• Your task
Give the number of lines in the entries that contain "index". State only the count.

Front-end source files
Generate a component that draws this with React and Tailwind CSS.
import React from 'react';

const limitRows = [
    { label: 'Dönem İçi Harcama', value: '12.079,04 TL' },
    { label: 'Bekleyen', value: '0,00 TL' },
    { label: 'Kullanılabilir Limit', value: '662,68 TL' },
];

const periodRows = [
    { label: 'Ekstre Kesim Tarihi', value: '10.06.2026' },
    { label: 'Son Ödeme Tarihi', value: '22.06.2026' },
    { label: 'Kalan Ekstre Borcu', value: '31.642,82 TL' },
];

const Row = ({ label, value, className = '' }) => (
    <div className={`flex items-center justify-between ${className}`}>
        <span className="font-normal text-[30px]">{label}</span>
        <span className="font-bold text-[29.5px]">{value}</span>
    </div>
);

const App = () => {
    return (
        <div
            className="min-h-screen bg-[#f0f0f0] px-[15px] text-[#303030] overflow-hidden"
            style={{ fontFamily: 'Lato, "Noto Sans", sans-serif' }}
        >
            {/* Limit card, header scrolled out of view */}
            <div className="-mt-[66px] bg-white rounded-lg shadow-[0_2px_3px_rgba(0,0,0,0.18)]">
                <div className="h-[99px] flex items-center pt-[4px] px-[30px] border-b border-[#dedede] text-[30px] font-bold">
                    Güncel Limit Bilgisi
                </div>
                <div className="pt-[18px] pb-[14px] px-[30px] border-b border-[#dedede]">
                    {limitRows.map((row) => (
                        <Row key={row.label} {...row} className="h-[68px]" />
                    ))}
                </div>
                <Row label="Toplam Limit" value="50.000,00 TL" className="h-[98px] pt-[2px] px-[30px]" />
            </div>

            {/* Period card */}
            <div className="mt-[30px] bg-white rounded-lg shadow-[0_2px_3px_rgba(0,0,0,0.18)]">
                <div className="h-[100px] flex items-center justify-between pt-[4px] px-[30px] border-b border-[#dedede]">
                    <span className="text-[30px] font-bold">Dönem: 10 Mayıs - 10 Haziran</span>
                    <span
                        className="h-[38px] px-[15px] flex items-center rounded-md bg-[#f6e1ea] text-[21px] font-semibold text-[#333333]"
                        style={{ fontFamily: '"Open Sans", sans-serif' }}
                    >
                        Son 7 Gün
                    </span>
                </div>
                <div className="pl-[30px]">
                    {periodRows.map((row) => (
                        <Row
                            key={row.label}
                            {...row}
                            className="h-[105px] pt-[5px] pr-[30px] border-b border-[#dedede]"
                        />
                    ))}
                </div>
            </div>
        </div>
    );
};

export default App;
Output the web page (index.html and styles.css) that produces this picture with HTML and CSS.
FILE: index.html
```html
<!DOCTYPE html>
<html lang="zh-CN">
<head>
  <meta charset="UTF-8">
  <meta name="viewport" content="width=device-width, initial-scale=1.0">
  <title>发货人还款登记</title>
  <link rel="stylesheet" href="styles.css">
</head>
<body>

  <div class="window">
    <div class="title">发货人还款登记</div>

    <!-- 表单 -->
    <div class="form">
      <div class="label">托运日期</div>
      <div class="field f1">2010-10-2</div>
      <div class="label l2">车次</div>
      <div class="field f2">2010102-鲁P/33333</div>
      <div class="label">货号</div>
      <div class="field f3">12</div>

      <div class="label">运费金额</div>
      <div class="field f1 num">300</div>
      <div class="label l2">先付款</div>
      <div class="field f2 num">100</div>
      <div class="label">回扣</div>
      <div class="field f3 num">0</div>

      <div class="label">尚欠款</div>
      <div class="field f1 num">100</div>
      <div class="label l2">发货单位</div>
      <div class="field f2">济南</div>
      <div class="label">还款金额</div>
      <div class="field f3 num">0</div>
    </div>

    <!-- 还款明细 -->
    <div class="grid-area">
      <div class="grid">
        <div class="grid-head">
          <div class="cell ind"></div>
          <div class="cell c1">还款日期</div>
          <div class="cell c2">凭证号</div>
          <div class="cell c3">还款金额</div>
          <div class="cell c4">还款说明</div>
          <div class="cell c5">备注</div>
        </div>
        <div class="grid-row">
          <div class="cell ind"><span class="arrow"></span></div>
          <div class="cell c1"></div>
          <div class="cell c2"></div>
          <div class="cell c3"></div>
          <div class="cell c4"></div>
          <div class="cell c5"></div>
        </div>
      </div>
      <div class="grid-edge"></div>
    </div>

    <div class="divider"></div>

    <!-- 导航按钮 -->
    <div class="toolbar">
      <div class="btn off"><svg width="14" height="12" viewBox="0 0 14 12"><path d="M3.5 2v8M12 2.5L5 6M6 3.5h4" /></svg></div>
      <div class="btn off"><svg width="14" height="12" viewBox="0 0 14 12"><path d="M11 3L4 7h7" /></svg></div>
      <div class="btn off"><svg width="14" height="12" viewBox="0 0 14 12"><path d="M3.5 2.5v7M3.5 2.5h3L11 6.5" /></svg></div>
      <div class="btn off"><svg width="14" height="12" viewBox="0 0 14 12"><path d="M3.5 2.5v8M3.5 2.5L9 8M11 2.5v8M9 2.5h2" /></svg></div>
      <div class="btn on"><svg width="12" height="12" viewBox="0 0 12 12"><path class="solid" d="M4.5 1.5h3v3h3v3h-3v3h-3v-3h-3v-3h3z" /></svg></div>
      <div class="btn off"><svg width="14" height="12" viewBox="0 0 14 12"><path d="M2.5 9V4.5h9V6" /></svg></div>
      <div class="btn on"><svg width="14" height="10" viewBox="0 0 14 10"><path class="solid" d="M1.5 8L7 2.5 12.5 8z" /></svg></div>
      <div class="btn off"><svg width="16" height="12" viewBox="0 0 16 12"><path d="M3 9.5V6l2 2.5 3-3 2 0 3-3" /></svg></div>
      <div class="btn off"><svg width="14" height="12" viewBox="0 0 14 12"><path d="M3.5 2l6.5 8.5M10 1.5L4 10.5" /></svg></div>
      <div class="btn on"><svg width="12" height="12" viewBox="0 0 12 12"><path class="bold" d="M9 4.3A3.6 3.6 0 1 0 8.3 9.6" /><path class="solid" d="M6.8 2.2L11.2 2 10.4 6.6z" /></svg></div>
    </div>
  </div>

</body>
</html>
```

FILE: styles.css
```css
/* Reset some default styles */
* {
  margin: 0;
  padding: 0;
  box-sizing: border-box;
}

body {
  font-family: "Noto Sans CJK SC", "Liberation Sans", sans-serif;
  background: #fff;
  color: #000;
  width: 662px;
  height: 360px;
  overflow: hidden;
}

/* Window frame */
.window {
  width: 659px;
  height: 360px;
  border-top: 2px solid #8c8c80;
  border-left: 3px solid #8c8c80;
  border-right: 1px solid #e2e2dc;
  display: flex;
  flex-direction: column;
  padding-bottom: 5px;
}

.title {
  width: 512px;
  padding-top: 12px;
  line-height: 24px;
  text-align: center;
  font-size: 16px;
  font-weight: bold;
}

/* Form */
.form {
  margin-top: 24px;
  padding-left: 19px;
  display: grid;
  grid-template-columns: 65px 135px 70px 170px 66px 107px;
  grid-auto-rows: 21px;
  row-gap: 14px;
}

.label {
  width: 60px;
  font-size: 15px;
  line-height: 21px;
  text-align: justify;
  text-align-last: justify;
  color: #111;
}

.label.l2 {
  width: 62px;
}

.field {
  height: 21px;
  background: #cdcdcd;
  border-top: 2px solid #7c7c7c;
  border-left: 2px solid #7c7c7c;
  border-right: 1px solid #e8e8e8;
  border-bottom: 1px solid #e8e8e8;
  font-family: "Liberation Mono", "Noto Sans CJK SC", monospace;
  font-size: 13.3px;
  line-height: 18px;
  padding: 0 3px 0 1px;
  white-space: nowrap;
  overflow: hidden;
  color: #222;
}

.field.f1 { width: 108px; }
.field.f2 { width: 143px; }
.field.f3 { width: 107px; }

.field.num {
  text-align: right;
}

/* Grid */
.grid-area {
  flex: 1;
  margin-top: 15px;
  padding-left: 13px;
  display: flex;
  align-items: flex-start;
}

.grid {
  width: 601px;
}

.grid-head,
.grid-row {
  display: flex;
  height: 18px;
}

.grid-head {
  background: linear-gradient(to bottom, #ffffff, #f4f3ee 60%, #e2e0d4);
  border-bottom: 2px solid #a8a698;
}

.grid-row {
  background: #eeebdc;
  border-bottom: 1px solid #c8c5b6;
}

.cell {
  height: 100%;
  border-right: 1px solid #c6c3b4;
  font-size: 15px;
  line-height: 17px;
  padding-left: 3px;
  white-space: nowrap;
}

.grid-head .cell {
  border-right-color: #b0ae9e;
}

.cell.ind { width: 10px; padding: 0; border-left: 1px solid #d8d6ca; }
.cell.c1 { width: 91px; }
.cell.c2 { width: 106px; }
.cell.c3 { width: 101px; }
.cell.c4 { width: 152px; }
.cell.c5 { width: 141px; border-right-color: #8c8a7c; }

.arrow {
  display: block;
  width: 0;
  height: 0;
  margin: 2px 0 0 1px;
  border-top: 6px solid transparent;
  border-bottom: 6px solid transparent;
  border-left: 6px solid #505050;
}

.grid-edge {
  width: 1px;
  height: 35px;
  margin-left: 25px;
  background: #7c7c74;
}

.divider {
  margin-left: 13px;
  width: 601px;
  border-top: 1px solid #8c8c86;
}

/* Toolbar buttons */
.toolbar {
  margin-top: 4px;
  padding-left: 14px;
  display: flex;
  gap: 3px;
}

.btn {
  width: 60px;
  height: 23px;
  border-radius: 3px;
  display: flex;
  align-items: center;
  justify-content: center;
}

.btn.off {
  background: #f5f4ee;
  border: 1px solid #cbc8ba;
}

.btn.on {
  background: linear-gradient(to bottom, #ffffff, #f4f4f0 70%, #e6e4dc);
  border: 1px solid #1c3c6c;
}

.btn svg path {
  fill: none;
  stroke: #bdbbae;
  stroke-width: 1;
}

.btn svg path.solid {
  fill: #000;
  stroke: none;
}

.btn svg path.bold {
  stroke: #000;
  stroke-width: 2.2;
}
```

• Answer to this problem
2